**Set task**
Wherever the word "with" appears in a line, copy that line.

**Materials provided**
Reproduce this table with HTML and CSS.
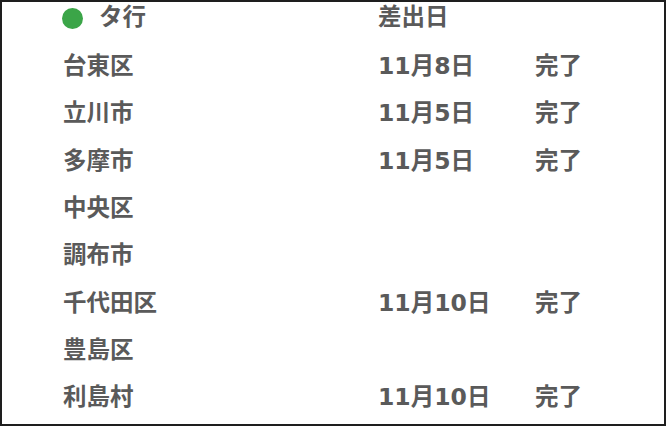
...
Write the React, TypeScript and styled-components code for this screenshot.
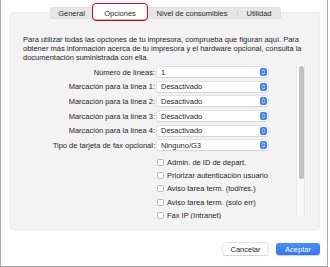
--
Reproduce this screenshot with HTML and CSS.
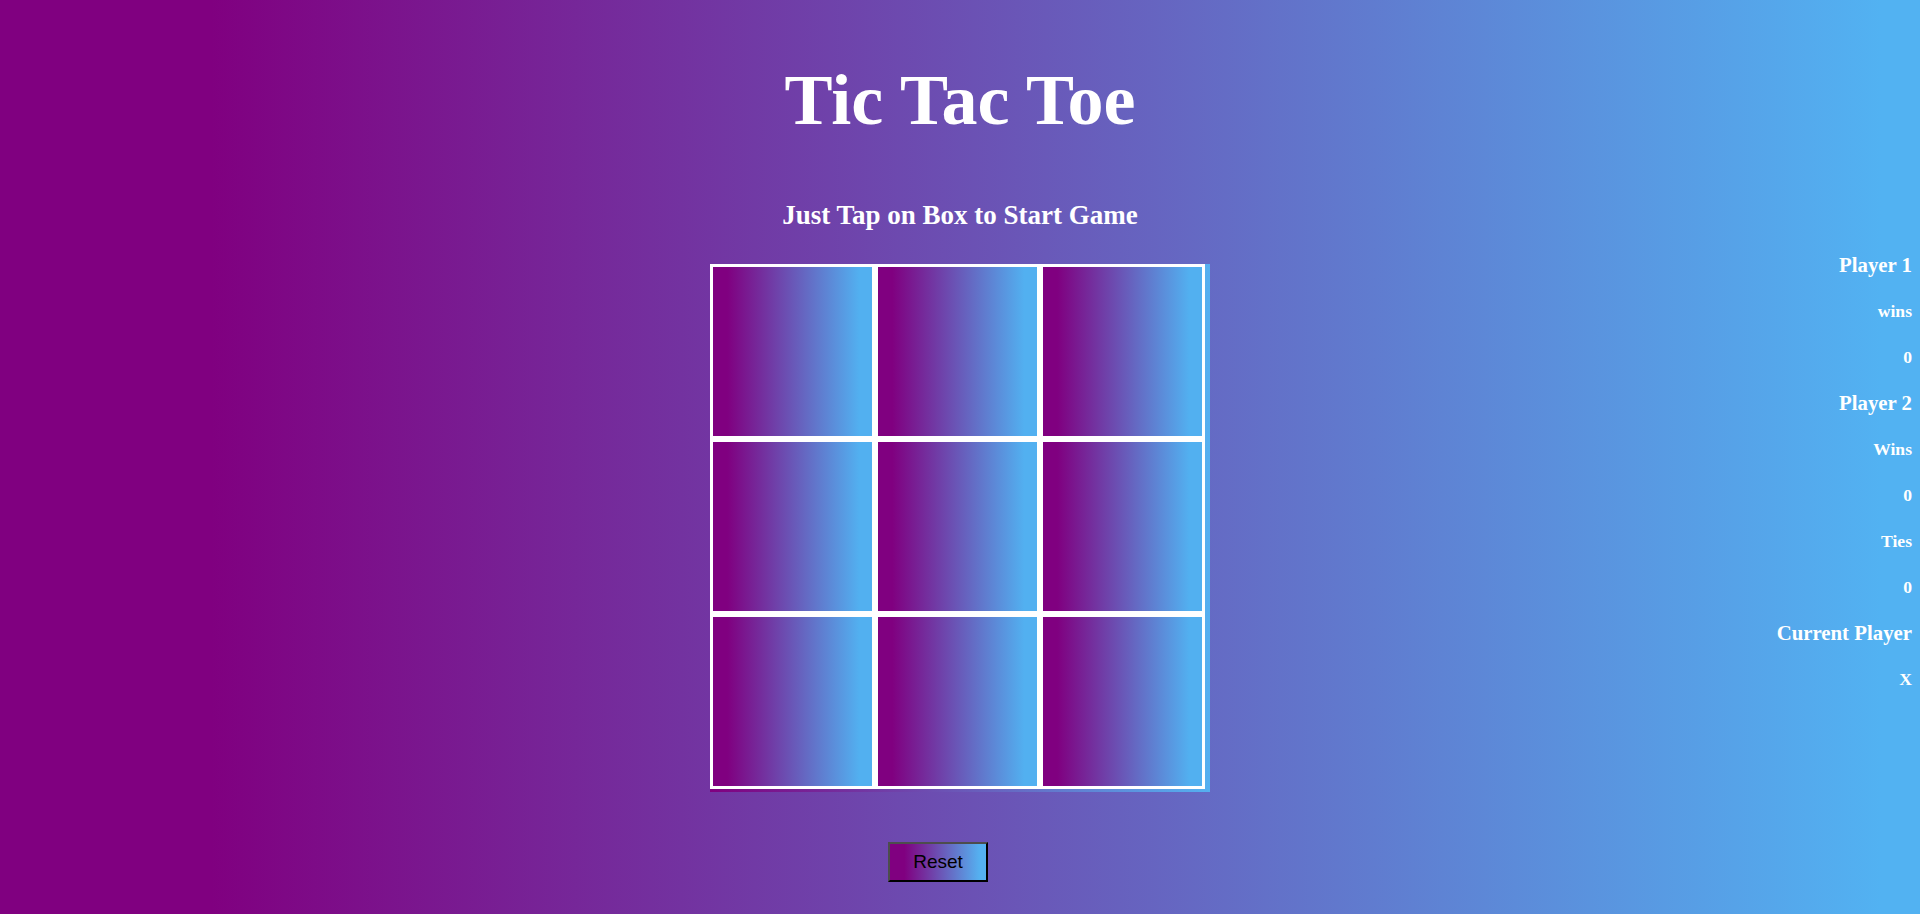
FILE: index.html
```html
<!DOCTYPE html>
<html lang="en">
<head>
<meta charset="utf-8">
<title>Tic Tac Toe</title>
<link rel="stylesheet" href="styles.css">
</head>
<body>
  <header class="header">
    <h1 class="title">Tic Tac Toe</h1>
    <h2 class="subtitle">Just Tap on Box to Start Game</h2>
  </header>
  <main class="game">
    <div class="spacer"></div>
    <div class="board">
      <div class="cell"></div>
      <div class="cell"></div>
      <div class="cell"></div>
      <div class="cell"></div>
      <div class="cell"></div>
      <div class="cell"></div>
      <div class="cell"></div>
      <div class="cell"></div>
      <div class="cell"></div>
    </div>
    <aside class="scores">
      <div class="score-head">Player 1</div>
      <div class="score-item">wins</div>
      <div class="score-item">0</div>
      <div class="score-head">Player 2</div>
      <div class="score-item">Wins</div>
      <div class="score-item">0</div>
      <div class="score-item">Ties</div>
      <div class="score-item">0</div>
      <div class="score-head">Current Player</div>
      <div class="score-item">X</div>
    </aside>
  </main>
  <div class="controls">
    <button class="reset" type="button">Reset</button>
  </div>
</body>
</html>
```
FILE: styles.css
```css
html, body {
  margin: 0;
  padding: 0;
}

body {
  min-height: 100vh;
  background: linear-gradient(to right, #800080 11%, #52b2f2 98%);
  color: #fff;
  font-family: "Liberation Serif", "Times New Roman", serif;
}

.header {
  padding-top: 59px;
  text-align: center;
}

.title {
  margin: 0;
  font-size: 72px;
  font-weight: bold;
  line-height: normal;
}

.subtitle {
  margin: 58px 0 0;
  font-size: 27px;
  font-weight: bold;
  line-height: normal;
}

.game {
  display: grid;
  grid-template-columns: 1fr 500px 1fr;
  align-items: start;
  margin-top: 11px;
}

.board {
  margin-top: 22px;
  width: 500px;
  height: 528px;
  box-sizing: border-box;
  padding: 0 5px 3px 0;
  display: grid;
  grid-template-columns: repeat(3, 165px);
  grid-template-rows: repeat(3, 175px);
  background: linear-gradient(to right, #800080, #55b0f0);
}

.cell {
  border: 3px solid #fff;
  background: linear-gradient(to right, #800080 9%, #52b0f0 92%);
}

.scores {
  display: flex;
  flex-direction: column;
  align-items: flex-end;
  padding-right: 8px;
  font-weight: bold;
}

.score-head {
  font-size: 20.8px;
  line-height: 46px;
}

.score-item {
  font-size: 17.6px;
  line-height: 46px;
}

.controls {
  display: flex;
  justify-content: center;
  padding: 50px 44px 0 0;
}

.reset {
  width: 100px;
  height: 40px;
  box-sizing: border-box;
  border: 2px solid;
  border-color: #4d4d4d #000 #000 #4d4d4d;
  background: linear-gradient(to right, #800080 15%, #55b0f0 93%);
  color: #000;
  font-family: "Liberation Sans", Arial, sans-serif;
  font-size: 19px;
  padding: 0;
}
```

**Reply**
Reproduce this table with HTML and CSS.
Reproduce this screenshot with HTML and CSS.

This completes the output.